Write out the entire listing below exactly, with the pictures left out.

.....

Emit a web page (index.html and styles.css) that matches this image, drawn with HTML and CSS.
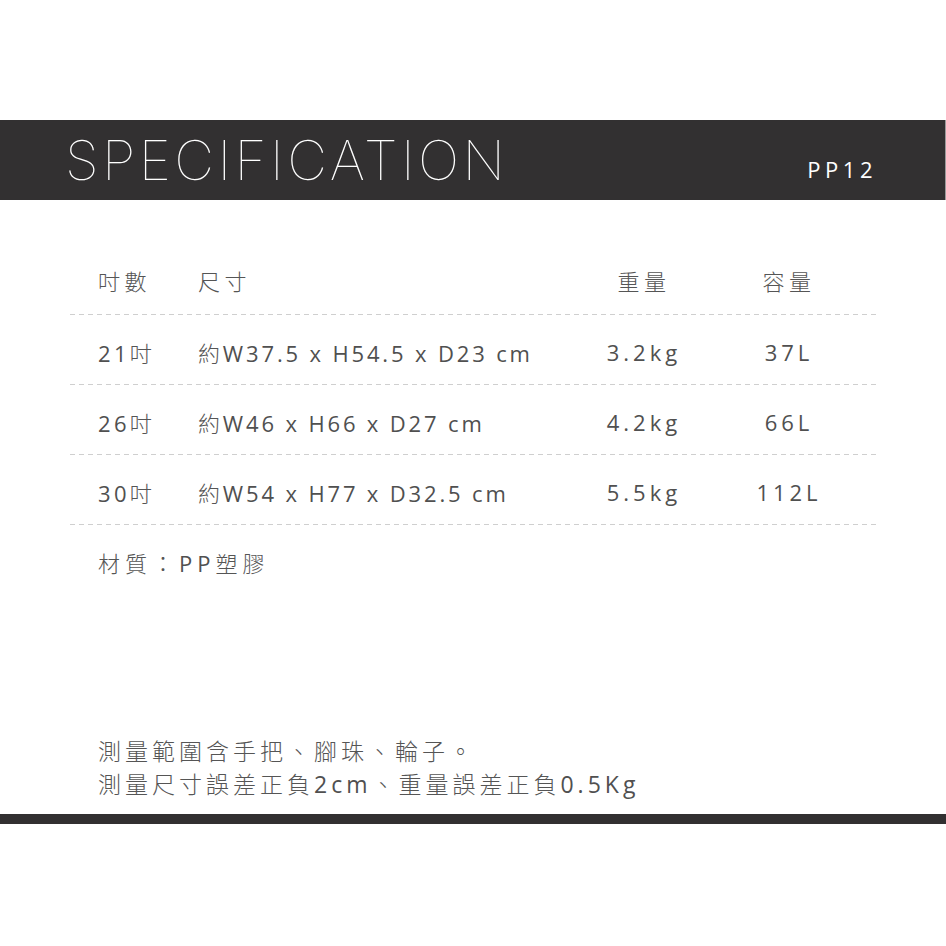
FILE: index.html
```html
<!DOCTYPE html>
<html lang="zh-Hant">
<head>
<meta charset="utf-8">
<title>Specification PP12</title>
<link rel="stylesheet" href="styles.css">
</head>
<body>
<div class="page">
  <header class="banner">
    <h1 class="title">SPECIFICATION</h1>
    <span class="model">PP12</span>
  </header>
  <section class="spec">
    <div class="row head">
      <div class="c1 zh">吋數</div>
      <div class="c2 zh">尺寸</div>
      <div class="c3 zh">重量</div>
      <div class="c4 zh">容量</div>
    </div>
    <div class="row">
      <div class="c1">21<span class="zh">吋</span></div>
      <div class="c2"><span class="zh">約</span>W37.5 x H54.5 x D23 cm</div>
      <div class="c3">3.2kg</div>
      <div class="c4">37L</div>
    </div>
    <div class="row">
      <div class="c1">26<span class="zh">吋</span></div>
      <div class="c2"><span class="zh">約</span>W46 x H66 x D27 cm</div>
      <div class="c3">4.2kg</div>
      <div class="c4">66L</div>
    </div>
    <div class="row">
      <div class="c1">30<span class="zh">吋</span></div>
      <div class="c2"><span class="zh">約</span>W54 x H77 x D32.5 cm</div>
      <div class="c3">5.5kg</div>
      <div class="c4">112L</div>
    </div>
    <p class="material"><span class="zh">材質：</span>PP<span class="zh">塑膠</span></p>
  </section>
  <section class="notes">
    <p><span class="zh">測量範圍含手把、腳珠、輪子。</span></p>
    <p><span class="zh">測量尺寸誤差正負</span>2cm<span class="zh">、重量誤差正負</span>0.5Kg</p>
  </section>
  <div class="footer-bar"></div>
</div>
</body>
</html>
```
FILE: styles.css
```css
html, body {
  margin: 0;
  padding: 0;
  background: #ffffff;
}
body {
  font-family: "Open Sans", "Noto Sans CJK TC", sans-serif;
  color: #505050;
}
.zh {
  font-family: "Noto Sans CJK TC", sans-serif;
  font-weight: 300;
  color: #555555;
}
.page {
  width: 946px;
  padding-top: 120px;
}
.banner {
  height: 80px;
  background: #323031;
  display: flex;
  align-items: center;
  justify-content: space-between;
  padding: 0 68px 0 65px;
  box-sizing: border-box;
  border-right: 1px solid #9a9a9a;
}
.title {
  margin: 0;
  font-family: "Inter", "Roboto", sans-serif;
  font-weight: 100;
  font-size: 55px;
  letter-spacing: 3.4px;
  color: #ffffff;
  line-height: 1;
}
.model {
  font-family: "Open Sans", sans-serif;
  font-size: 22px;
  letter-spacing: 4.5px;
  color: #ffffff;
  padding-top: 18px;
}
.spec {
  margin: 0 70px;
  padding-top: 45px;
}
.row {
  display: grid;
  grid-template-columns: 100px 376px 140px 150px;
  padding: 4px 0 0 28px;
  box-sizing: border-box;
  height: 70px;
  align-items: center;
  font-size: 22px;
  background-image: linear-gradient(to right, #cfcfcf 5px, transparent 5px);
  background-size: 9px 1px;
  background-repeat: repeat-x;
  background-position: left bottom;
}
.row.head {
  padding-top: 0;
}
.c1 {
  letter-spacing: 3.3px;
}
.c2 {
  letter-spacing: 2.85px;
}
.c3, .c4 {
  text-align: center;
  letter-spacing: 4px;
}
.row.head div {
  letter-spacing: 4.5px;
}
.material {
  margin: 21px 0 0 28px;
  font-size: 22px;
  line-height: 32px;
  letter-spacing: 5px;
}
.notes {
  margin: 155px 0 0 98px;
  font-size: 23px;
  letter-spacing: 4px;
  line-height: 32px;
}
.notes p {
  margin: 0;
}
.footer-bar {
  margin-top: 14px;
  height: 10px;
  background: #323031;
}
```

.....

▸ Completed task:
Emit a web page (index.html and styles.css) that matches this image, drawn with HTML and CSS.
FILE: index.html
```html
<!DOCTYPE html>
<html lang="zh-Hant">
<head>
<meta charset="utf-8">
<title>Specification PP12</title>
<link rel="stylesheet" href="styles.css">
</head>
<body>
<div class="page">
  <header class="banner">
    <h1 class="title">SPECIFICATION</h1>
    <span class="model">PP12</span>
  </header>
  <section class="spec">
    <div class="row head">
      <div class="c1 zh">吋數</div>
      <div class="c2 zh">尺寸</div>
      <div class="c3 zh">重量</div>
      <div class="c4 zh">容量</div>
    </div>
    <div class="row">
      <div class="c1">21<span class="zh">吋</span></div>
      <div class="c2"><span class="zh">約</span>W37.5 x H54.5 x D23 cm</div>
      <div class="c3">3.2kg</div>
      <div class="c4">37L</div>
    </div>
    <div class="row">
      <div class="c1">26<span class="zh">吋</span></div>
      <div class="c2"><span class="zh">約</span>W46 x H66 x D27 cm</div>
      <div class="c3">4.2kg</div>
      <div class="c4">66L</div>
    </div>
    <div class="row">
      <div class="c1">30<span class="zh">吋</span></div>
      <div class="c2"><span class="zh">約</span>W54 x H77 x D32.5 cm</div>
      <div class="c3">5.5kg</div>
      <div class="c4">112L</div>
    </div>
    <p class="material"><span class="zh">材質：</span>PP<span class="zh">塑膠</span></p>
  </section>
  <section class="notes">
    <p><span class="zh">測量範圍含手把、腳珠、輪子。</span></p>
    <p><span class="zh">測量尺寸誤差正負</span>2cm<span class="zh">、重量誤差正負</span>0.5Kg</p>
  </section>
  <div class="footer-bar"></div>
</div>
</body>
</html>
```
FILE: styles.css
```css
html, body {
  margin: 0;
  padding: 0;
  background: #ffffff;
}
body {
  font-family: "Open Sans", "Noto Sans CJK TC", sans-serif;
  color: #505050;
}
.zh {
  font-family: "Noto Sans CJK TC", sans-serif;
  font-weight: 300;
  color: #555555;
}
.page {
  width: 946px;
  padding-top: 120px;
}
.banner {
  height: 80px;
  background: #323031;
  display: flex;
  align-items: center;
  justify-content: space-between;
  padding: 0 68px 0 65px;
  box-sizing: border-box;
  border-right: 1px solid #9a9a9a;
}
.title {
  margin: 0;
  font-family: "Inter", "Roboto", sans-serif;
  font-weight: 100;
  font-size: 55px;
  letter-spacing: 3.4px;
  color: #ffffff;
  line-height: 1;
}
.model {
  font-family: "Open Sans", sans-serif;
  font-size: 22px;
  letter-spacing: 4.5px;
  color: #ffffff;
  padding-top: 18px;
}
.spec {
  margin: 0 70px;
  padding-top: 45px;
}
.row {
  display: grid;
  grid-template-columns: 100px 376px 140px 150px;
  padding: 4px 0 0 28px;
  box-sizing: border-box;
  height: 70px;
  align-items: center;
  font-size: 22px;
  background-image: linear-gradient(to right, #cfcfcf 5px, transparent 5px);
  background-size: 9px 1px;
  background-repeat: repeat-x;
  background-position: left bottom;
}
.row.head {
  padding-top: 0;
}
.c1 {
  letter-spacing: 3.3px;
}
.c2 {
  letter-spacing: 2.85px;
}
.c3, .c4 {
  text-align: center;
  letter-spacing: 4px;
}
.row.head div {
  letter-spacing: 4.5px;
}
.material {
  margin: 21px 0 0 28px;
  font-size: 22px;
  line-height: 32px;
  letter-spacing: 5px;
}
.notes {
  margin: 155px 0 0 98px;
  font-size: 23px;
  letter-spacing: 4px;
  line-height: 32px;
}
.notes p {
  margin: 0;
}
.footer-bar {
  margin-top: 14px;
  height: 10px;
  background: #323031;
}
```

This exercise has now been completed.